▶ Problem statement
Below are the records; pull every line that includes "index".

+++ Records provided

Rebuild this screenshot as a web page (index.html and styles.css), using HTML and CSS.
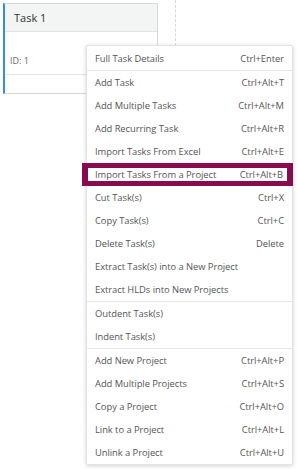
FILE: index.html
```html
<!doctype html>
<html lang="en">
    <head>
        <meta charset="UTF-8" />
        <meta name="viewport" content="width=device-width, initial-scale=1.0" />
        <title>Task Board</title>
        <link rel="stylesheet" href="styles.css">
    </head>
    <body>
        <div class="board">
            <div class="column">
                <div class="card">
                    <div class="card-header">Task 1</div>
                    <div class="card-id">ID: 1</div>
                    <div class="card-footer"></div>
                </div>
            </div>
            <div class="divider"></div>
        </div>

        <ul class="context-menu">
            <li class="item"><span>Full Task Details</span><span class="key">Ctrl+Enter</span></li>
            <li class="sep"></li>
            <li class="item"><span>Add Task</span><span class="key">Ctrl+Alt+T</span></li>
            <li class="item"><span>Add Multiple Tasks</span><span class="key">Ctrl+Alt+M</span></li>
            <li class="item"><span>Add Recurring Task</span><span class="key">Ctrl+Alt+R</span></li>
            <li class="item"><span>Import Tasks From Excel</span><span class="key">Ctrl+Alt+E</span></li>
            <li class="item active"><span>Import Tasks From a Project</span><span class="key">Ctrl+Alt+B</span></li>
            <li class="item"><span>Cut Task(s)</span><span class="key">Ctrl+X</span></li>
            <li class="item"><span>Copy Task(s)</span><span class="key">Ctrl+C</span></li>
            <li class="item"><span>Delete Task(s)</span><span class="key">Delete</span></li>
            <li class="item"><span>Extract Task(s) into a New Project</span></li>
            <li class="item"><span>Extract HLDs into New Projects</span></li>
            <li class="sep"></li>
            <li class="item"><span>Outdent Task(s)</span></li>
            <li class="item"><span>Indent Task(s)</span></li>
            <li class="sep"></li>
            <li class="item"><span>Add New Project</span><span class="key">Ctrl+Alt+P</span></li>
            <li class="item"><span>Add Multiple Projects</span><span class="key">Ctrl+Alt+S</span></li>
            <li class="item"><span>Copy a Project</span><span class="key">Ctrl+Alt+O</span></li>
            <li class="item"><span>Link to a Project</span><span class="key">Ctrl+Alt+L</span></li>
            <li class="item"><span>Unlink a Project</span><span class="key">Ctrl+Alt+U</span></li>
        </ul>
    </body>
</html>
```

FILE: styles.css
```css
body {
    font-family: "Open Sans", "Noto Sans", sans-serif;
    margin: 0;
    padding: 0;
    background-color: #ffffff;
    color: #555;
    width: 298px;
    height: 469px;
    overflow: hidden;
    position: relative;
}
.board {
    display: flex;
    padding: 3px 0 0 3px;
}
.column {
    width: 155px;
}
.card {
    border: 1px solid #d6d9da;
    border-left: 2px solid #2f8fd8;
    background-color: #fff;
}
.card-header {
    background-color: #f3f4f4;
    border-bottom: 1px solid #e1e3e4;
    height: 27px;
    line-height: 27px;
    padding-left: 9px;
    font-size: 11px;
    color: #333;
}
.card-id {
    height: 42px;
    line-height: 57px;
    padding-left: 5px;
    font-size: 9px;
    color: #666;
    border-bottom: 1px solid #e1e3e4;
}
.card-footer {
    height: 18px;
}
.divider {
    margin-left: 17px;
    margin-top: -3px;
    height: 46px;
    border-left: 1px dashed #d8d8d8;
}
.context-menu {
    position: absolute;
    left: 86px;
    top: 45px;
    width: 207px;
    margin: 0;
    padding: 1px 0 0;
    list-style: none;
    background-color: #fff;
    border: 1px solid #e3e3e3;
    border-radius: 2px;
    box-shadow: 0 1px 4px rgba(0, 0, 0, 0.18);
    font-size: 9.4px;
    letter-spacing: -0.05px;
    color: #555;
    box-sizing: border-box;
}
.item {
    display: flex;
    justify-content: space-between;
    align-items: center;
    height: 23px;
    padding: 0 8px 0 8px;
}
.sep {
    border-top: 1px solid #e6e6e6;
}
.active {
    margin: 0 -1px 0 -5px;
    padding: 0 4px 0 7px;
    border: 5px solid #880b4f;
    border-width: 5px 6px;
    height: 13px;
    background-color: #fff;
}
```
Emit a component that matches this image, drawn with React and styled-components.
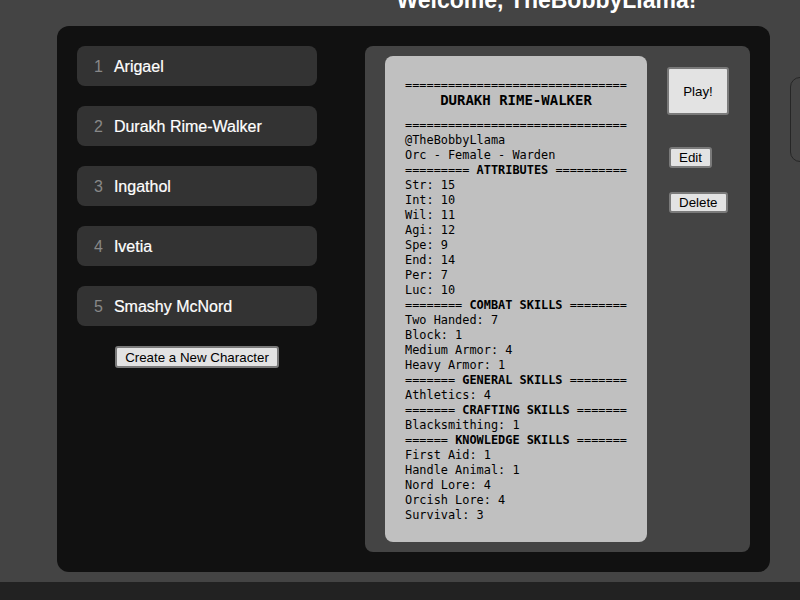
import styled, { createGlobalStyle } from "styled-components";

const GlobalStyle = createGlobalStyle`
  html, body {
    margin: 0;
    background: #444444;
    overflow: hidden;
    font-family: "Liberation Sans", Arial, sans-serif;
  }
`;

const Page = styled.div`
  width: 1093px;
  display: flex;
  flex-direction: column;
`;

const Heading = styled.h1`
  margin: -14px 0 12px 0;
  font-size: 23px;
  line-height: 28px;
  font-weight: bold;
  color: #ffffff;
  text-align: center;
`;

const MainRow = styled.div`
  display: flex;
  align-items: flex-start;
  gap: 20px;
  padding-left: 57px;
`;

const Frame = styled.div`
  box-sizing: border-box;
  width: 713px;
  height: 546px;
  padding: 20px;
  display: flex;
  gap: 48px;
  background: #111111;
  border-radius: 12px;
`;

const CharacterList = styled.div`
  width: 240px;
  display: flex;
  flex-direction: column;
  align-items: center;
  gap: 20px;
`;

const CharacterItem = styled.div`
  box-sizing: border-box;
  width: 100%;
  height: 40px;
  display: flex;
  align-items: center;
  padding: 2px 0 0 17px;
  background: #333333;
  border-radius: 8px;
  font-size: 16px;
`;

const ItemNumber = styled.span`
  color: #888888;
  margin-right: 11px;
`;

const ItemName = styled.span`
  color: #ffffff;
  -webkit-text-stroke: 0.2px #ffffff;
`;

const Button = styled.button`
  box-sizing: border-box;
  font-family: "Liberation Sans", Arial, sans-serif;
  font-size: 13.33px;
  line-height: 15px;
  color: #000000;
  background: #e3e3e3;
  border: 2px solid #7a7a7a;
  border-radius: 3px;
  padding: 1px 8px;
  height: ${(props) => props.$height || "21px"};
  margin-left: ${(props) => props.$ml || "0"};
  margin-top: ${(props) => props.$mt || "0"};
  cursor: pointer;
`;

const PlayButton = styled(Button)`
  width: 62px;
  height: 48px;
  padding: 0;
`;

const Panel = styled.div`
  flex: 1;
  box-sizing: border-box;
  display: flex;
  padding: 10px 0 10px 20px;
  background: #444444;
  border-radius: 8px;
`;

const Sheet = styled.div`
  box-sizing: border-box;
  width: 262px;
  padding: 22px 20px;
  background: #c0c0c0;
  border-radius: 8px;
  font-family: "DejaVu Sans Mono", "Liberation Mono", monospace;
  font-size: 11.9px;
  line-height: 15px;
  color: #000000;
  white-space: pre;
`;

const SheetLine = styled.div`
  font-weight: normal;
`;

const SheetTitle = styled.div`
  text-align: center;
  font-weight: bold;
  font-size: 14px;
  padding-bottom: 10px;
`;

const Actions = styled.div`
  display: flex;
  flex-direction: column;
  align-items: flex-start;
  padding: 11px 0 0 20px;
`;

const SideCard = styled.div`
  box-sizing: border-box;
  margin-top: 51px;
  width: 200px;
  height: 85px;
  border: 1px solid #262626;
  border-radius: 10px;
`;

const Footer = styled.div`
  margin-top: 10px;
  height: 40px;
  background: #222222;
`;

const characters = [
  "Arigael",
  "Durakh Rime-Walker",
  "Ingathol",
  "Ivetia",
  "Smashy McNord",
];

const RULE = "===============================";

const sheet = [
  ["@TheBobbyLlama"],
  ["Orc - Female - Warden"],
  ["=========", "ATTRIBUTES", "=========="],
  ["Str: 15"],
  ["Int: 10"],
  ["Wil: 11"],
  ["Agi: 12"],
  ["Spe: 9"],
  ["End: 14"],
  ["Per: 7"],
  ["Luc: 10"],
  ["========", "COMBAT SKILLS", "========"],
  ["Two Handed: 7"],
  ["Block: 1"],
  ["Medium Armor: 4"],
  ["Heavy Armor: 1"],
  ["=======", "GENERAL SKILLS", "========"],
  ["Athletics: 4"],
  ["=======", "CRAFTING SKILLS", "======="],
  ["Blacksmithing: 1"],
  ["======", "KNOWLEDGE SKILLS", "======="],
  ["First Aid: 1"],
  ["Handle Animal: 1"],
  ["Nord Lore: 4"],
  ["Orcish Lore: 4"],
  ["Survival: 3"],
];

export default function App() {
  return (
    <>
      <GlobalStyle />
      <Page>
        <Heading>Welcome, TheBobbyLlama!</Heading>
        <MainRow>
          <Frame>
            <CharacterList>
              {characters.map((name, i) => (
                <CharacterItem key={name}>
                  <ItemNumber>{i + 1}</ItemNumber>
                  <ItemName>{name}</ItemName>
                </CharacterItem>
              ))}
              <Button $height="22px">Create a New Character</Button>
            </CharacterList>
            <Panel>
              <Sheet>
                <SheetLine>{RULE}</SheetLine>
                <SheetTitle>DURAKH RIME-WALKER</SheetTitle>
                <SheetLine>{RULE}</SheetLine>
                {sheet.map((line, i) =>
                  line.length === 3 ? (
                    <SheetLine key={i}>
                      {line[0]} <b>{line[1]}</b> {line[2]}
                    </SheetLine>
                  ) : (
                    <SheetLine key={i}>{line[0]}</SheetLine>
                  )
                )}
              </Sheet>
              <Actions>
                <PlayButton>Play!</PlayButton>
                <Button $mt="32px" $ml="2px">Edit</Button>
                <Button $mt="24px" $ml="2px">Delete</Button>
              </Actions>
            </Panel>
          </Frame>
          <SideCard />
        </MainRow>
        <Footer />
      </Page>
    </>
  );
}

++++++

▶ Final result
Rebuild this screenshot as a web page (index.html and styles.css), using HTML and CSS.
FILE: index.html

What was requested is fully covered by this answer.